Stored items

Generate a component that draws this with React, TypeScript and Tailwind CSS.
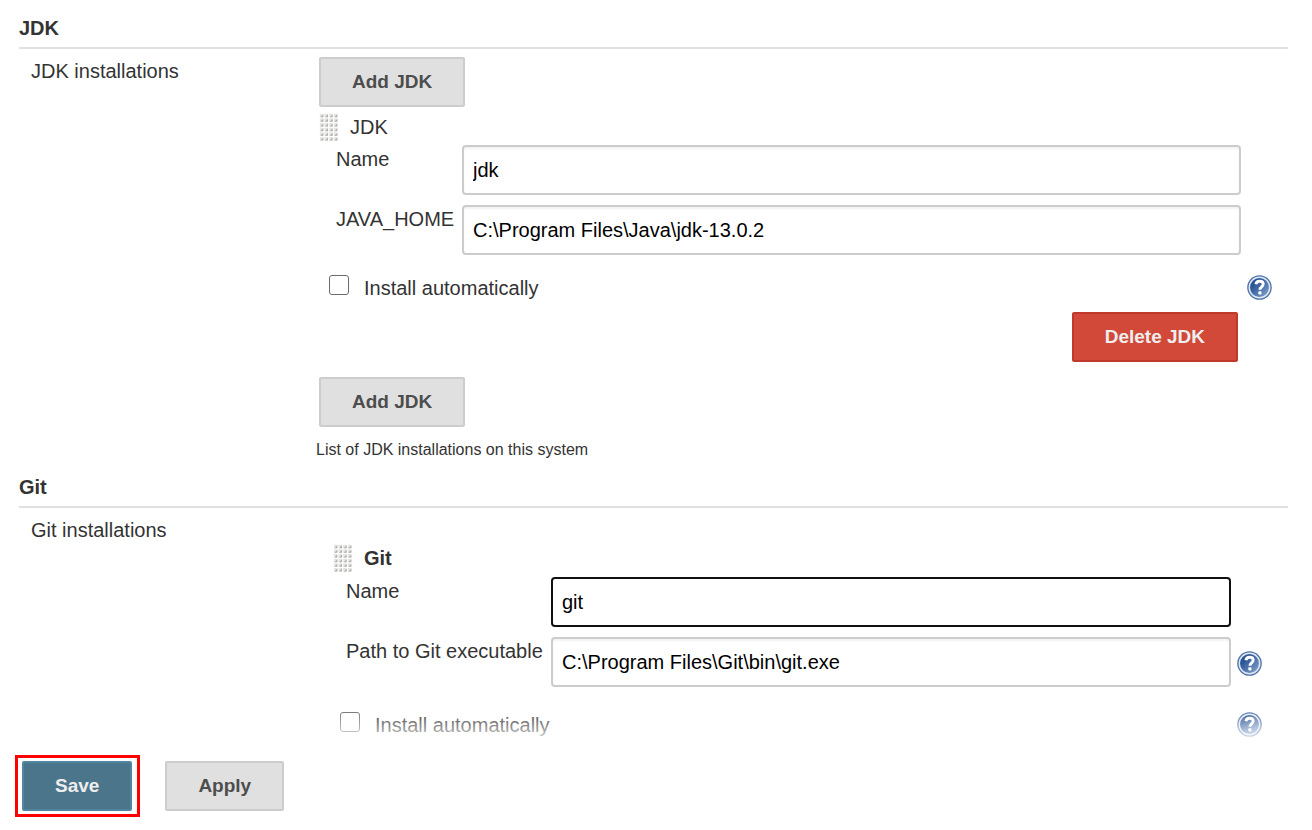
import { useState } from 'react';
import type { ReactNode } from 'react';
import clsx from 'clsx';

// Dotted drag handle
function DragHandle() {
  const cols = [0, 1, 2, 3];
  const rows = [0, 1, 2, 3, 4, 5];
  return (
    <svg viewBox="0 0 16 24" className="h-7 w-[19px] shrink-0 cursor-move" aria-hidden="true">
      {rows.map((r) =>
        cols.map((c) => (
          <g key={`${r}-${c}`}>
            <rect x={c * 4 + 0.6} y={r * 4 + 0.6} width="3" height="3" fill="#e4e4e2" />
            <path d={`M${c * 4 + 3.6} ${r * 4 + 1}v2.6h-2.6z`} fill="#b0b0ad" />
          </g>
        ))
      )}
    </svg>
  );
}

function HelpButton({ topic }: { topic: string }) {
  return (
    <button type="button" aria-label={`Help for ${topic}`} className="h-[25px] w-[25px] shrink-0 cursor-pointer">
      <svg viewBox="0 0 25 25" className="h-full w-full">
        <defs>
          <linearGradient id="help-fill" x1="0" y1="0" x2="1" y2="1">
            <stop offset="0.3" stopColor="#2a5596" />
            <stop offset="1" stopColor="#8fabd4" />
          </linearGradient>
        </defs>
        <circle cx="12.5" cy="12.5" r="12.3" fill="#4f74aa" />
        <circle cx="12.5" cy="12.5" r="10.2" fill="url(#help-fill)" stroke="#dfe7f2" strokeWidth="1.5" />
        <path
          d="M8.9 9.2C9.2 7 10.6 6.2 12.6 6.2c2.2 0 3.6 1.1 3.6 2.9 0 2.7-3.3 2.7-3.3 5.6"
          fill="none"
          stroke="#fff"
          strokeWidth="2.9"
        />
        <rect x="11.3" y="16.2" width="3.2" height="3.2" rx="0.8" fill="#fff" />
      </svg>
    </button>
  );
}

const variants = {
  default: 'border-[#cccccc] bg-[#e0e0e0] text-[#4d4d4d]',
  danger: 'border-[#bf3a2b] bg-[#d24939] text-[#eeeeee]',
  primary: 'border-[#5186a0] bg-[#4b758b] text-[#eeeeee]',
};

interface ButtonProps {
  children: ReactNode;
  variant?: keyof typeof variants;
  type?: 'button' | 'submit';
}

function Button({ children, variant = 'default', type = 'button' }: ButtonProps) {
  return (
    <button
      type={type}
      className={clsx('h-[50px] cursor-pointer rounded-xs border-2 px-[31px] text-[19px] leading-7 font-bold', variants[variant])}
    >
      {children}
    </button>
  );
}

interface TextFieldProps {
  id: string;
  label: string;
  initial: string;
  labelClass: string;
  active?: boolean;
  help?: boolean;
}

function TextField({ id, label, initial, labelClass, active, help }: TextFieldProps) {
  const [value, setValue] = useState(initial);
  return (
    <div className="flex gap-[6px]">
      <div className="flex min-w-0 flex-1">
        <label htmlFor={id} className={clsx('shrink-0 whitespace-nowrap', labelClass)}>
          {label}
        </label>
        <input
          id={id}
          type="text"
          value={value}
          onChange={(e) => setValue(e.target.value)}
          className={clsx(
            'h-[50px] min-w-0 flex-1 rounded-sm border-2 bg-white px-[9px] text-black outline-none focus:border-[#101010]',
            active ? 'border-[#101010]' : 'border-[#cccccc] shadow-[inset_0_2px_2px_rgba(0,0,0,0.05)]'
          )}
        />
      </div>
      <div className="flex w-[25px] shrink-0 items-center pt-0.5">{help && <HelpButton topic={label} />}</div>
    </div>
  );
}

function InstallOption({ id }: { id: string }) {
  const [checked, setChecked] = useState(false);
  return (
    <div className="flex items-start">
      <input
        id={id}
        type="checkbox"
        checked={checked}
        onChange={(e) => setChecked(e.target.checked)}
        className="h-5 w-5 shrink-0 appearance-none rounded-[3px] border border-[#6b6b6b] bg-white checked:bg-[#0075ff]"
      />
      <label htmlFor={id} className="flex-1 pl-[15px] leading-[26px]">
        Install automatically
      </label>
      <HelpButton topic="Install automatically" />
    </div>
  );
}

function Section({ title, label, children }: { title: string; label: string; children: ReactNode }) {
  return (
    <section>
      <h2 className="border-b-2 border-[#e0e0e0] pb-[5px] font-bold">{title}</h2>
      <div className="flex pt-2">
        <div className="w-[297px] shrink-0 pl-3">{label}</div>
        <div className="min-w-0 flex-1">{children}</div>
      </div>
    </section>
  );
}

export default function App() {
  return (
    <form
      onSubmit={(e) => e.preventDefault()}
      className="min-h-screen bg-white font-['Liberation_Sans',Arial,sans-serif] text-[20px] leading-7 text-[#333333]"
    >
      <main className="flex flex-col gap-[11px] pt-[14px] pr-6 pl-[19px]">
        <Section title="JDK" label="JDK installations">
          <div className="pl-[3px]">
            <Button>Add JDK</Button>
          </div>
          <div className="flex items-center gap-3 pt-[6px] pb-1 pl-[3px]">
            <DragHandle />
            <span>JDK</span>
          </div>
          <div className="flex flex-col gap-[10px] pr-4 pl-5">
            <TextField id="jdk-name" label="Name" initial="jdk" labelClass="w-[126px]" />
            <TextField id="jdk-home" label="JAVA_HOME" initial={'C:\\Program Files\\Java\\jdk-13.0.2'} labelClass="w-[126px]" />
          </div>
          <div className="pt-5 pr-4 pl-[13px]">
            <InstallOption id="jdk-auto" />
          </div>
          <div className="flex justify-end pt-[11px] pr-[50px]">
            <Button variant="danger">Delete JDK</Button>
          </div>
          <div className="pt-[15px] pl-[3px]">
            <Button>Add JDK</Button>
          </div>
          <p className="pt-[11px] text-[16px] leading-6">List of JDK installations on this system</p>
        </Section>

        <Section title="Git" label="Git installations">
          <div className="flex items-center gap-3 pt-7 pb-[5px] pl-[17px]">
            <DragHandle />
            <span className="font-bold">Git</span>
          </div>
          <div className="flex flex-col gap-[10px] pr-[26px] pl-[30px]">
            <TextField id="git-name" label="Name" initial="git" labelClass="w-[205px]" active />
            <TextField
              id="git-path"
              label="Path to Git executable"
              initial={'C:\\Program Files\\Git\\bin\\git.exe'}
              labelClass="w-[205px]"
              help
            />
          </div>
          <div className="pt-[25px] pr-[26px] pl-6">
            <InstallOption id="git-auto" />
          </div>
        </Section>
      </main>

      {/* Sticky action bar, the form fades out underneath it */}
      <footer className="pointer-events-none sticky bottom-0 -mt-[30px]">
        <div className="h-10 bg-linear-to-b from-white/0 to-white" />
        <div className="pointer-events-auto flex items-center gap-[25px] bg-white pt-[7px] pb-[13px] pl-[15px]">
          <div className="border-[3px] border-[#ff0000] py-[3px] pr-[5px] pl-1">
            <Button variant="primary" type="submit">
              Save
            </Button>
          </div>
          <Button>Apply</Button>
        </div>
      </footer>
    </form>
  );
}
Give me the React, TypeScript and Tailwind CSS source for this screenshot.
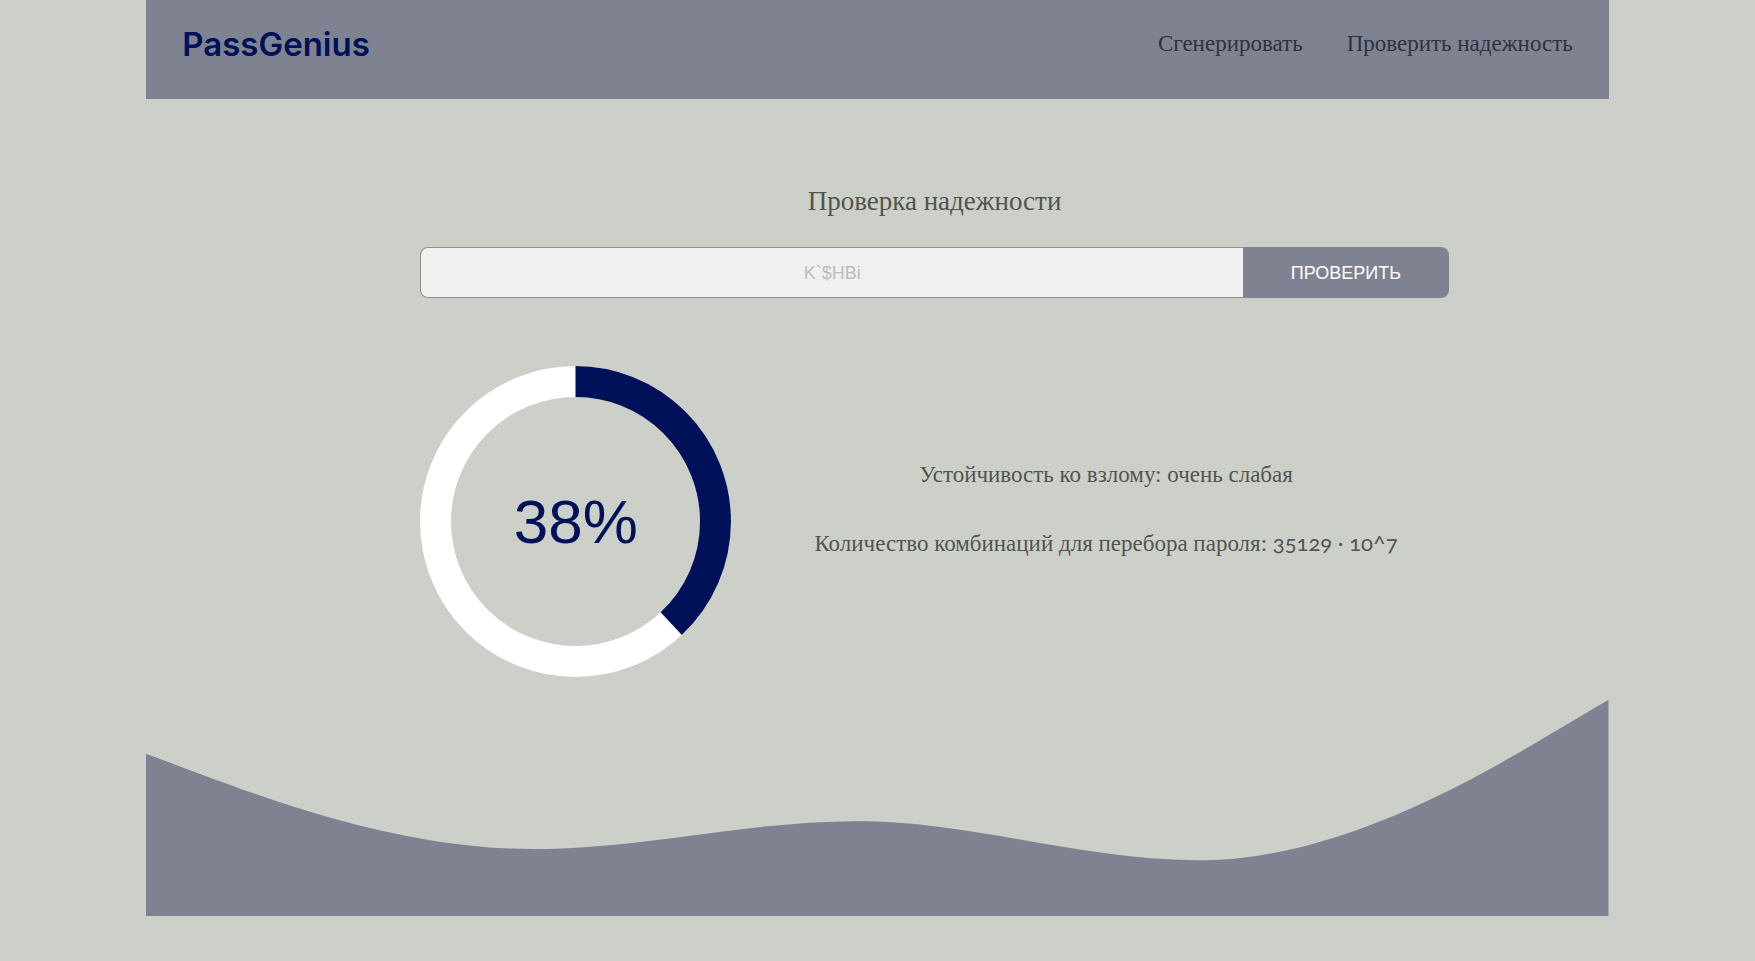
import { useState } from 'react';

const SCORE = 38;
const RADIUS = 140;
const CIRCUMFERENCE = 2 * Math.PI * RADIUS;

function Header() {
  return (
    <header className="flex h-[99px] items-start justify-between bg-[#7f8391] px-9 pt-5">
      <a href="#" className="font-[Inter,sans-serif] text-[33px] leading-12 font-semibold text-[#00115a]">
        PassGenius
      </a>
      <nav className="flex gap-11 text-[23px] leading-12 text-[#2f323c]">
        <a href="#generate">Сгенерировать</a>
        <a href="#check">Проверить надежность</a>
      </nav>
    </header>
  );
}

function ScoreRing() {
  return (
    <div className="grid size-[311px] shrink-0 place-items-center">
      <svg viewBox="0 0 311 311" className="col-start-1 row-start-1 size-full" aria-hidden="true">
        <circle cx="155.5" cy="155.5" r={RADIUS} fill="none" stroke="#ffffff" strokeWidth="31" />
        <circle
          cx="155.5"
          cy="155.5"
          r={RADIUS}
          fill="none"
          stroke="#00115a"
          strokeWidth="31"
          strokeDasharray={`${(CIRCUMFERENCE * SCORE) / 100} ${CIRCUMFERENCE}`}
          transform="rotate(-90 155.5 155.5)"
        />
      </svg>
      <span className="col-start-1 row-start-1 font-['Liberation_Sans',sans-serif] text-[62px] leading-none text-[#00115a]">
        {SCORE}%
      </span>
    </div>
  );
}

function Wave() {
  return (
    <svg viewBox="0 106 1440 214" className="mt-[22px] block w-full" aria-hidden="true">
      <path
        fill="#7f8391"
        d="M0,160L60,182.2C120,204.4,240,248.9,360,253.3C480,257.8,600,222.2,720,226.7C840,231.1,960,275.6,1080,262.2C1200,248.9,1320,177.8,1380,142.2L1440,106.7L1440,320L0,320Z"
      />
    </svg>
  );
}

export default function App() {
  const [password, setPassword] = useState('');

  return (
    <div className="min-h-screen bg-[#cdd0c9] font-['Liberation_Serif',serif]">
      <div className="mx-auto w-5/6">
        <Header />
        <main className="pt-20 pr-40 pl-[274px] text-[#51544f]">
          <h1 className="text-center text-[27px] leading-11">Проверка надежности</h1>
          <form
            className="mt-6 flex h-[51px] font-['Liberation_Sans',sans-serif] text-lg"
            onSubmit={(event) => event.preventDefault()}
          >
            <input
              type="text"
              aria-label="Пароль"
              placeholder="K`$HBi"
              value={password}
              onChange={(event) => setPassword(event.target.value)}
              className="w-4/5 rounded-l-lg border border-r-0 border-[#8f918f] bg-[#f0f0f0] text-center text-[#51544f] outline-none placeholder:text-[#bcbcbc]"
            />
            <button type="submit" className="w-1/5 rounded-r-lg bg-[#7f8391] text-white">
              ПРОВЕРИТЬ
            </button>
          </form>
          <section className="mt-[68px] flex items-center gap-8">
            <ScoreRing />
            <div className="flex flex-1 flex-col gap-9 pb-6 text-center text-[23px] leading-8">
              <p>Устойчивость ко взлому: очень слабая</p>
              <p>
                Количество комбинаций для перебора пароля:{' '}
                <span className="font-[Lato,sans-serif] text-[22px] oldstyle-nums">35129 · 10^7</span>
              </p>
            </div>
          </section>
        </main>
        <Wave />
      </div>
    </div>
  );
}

What you are asked to do =
Return exactly what appears from the opening line of the material through the line with "import clsx from 'clsx';", apart from the pictures.

Correct answer =
Generate a component that draws this with React, TypeScript and Tailwind CSS.
import { useState } from 'react';
import type { ReactNode } from 'react';
import clsx from 'clsx';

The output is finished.